Go through the entries below and collect each line with the string "that" in it.

DATASET ROWS
* * * * *

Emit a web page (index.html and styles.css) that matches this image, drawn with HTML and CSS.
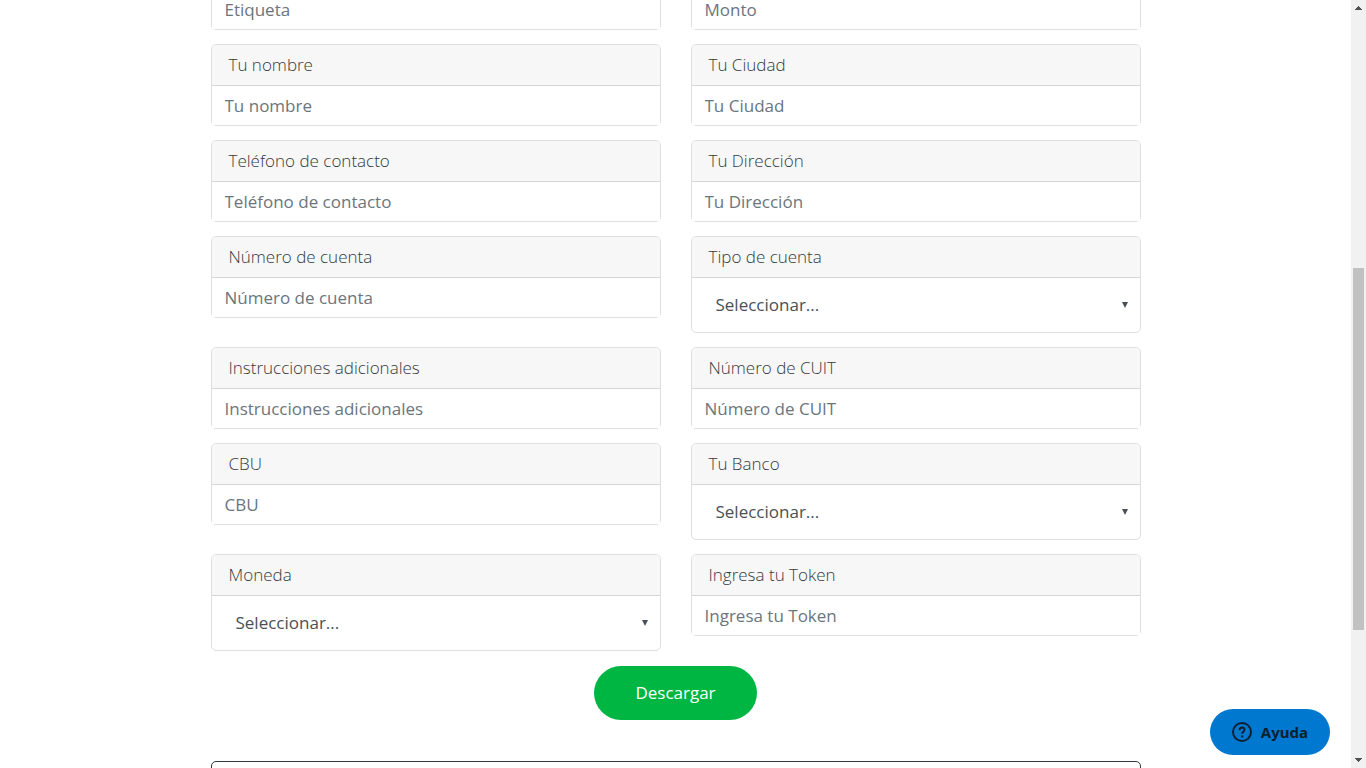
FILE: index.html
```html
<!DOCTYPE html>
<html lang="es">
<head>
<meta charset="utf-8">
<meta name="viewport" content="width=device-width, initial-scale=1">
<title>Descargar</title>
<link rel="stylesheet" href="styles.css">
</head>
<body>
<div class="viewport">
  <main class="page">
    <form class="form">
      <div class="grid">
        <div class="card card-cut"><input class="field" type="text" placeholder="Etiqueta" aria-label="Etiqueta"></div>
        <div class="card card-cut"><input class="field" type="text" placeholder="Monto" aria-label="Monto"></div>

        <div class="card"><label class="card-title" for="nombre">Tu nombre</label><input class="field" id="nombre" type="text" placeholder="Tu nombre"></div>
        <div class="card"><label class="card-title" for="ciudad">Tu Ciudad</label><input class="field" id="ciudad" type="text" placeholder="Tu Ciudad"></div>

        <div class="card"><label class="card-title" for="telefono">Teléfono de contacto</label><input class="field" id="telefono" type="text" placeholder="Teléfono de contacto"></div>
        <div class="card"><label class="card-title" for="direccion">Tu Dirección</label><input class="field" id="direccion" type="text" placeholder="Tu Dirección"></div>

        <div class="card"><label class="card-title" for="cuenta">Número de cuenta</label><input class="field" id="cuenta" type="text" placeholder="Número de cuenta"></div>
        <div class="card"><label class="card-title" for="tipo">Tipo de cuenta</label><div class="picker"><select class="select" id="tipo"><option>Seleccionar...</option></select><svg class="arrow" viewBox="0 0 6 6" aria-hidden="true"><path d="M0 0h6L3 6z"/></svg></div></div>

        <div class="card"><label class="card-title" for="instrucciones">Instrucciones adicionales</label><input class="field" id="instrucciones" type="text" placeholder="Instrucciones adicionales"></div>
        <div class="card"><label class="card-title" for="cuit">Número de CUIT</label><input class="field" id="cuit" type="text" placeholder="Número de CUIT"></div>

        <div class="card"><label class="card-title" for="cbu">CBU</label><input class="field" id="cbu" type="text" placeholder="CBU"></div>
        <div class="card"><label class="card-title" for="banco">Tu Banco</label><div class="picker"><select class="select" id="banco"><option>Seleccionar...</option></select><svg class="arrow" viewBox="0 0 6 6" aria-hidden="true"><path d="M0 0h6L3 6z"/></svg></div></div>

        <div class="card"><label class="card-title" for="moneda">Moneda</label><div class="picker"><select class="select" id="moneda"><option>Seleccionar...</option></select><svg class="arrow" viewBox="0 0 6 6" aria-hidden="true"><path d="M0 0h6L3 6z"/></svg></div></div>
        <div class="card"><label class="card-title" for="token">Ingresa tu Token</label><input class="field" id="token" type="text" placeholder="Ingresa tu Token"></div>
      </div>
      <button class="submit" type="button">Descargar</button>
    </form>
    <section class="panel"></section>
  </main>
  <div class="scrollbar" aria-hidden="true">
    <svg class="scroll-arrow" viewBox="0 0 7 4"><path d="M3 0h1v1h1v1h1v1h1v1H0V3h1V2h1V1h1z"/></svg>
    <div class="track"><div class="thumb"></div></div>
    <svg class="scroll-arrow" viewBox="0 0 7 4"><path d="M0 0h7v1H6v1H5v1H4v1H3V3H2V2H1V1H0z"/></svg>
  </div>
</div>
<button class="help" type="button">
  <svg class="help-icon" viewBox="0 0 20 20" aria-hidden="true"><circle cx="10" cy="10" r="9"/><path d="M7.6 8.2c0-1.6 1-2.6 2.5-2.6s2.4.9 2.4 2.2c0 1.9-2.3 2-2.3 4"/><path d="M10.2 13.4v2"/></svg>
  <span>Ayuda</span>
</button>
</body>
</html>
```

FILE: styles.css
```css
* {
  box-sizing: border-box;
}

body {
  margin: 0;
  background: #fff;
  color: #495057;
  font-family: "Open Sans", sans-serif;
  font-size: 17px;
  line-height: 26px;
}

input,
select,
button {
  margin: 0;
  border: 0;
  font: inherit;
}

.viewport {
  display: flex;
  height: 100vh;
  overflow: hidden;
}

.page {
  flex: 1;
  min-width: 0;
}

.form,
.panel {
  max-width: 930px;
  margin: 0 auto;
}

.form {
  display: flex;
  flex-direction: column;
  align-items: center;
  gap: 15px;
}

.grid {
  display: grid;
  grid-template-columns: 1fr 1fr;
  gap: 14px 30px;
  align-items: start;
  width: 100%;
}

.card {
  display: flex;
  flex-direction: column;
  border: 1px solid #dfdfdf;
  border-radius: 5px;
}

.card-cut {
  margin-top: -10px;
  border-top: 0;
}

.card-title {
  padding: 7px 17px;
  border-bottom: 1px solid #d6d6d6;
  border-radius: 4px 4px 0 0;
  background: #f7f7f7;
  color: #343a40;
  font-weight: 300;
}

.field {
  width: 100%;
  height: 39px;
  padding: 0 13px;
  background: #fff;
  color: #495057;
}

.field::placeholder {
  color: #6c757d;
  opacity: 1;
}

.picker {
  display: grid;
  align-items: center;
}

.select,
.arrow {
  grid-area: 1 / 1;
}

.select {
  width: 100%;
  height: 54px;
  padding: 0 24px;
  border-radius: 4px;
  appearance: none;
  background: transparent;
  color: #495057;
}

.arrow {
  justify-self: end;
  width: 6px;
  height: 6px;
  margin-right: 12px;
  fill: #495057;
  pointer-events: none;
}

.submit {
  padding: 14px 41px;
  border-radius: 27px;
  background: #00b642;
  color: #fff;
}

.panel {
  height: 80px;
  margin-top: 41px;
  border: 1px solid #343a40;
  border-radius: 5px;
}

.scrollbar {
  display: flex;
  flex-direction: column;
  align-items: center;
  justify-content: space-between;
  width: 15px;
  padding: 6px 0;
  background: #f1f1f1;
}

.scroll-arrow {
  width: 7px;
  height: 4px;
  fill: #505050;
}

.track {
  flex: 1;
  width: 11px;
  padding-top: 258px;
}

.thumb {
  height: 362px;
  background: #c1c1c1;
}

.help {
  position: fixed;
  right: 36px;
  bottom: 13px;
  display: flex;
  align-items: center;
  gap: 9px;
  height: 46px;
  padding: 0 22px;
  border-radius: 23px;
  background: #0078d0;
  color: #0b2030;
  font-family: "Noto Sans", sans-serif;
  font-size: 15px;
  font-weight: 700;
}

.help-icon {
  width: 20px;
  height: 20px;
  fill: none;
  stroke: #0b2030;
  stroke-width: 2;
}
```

* * * * *

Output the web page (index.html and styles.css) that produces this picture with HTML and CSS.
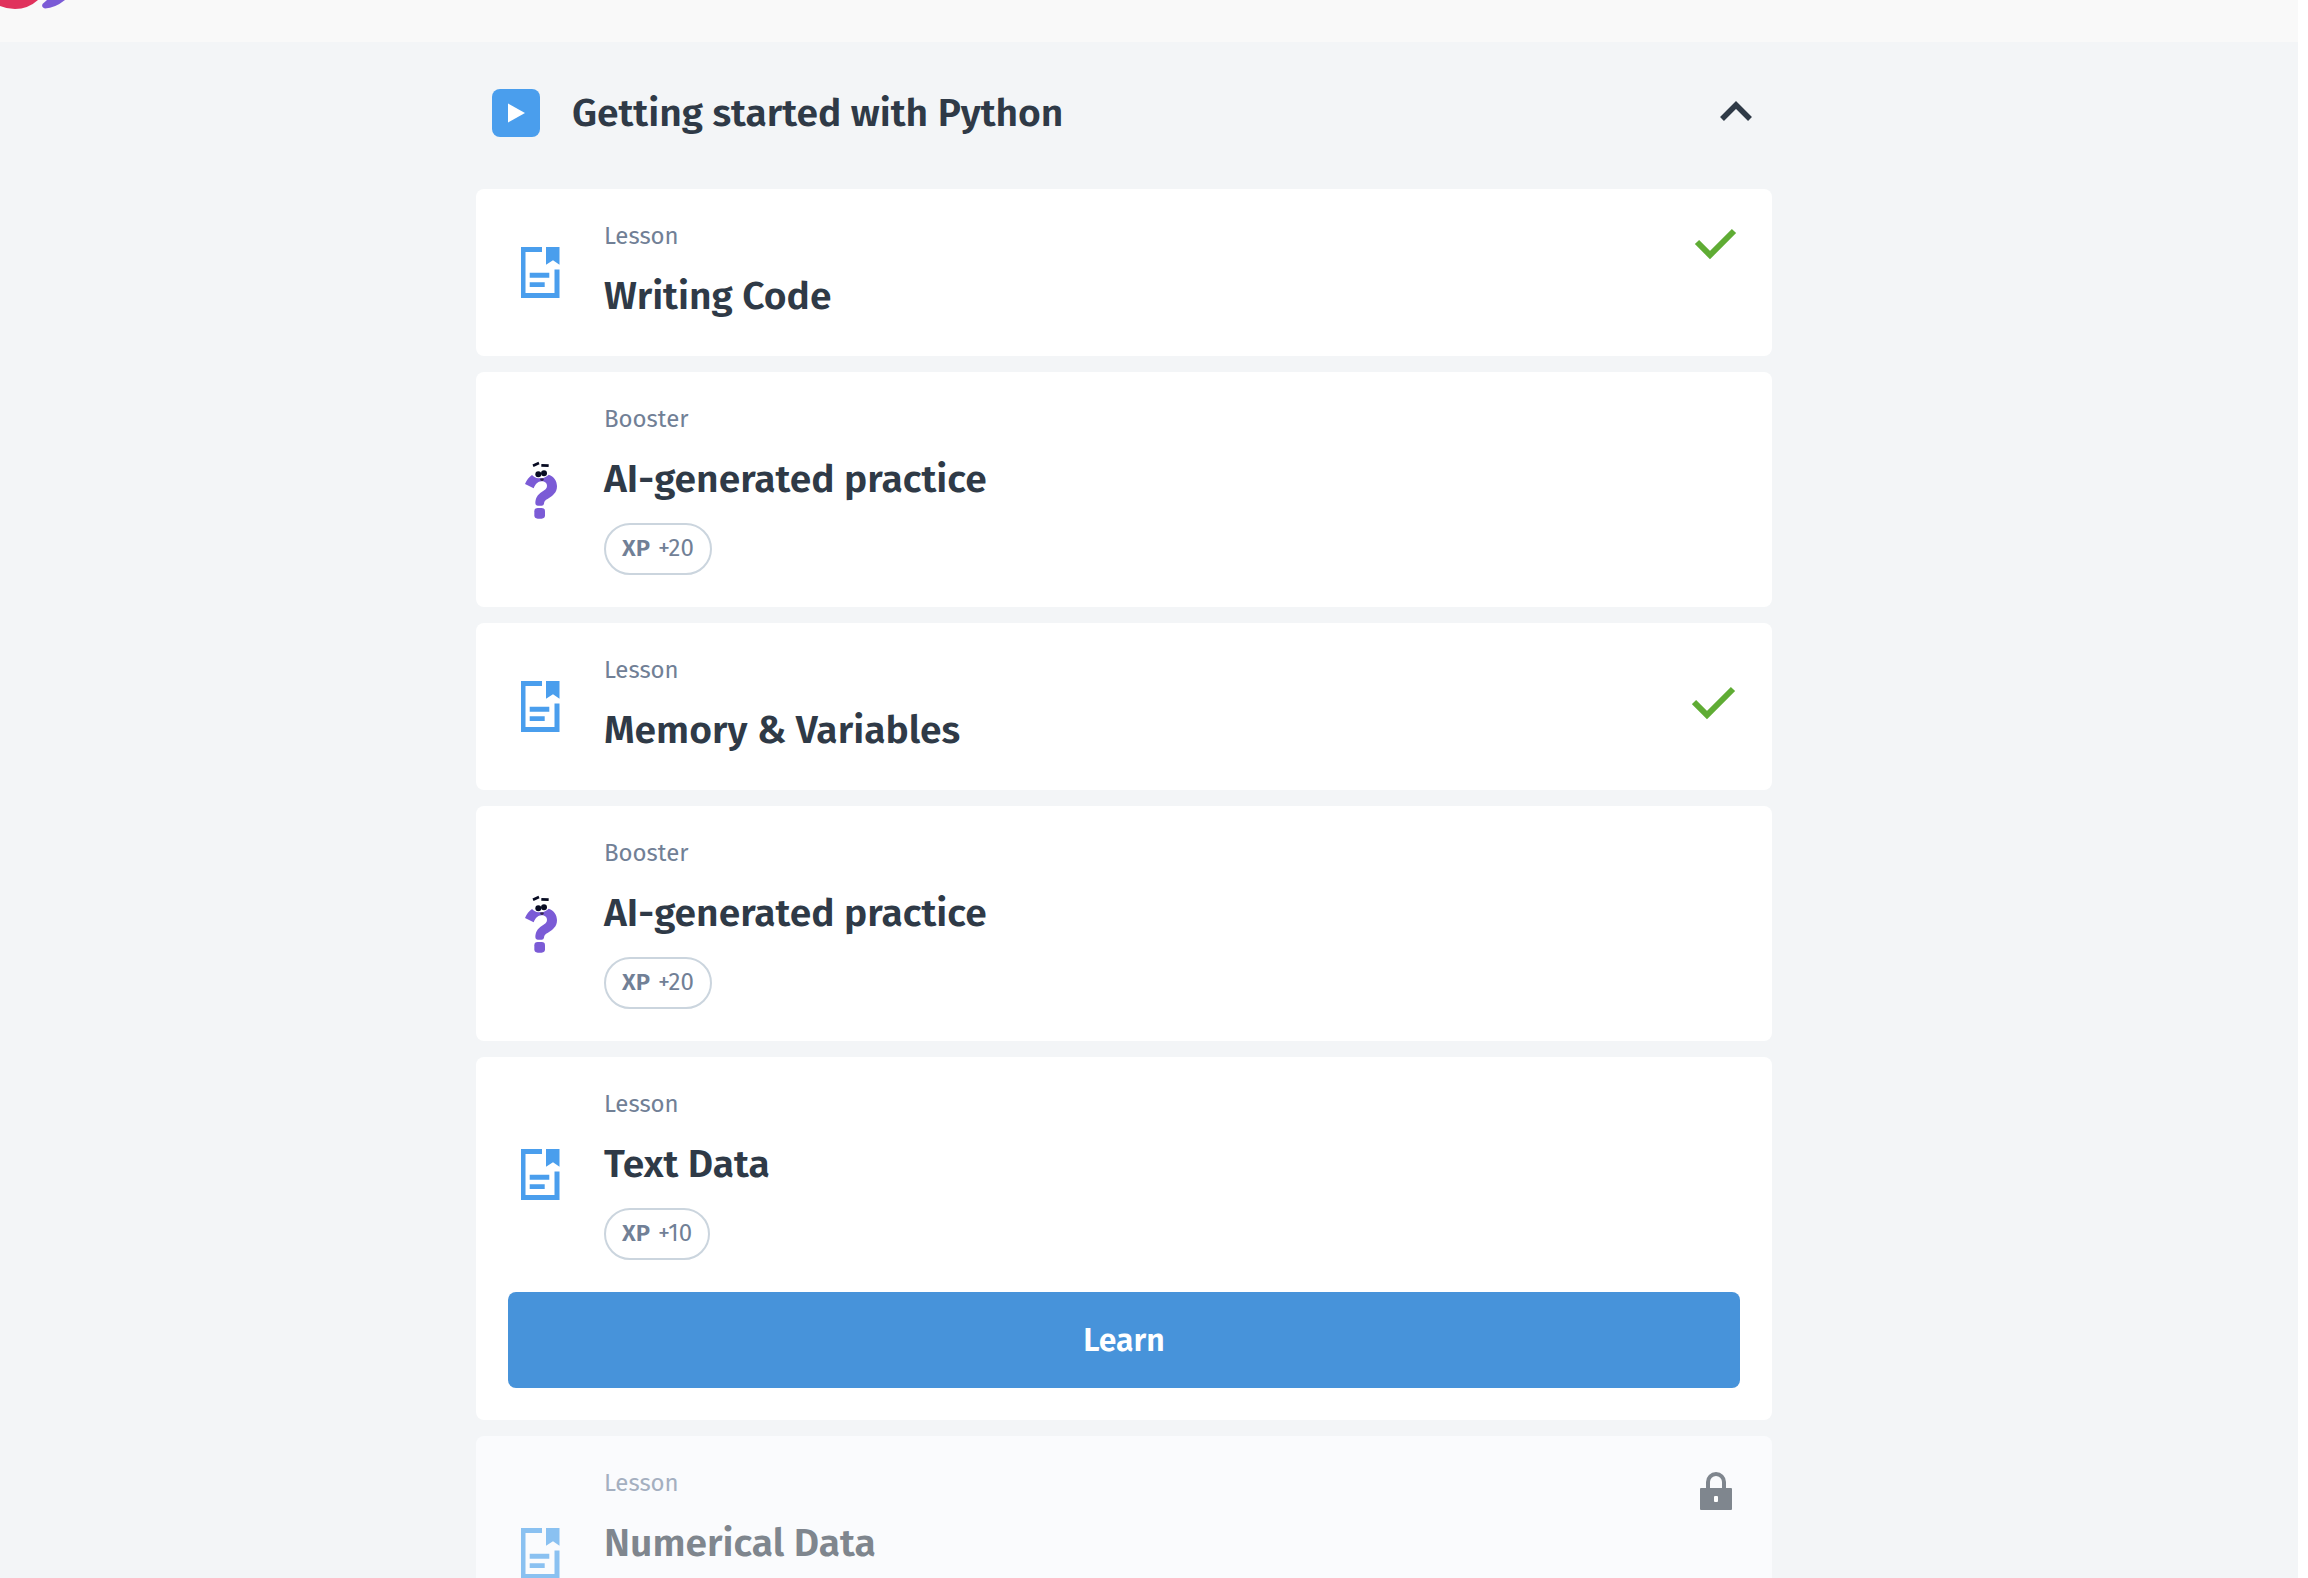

* * * * *

ANSWER TO THIS TASK
Emit a web page (index.html and styles.css) that matches this image, drawn with HTML and CSS.
Output the web page (index.html and styles.css) that produces this picture with HTML and CSS.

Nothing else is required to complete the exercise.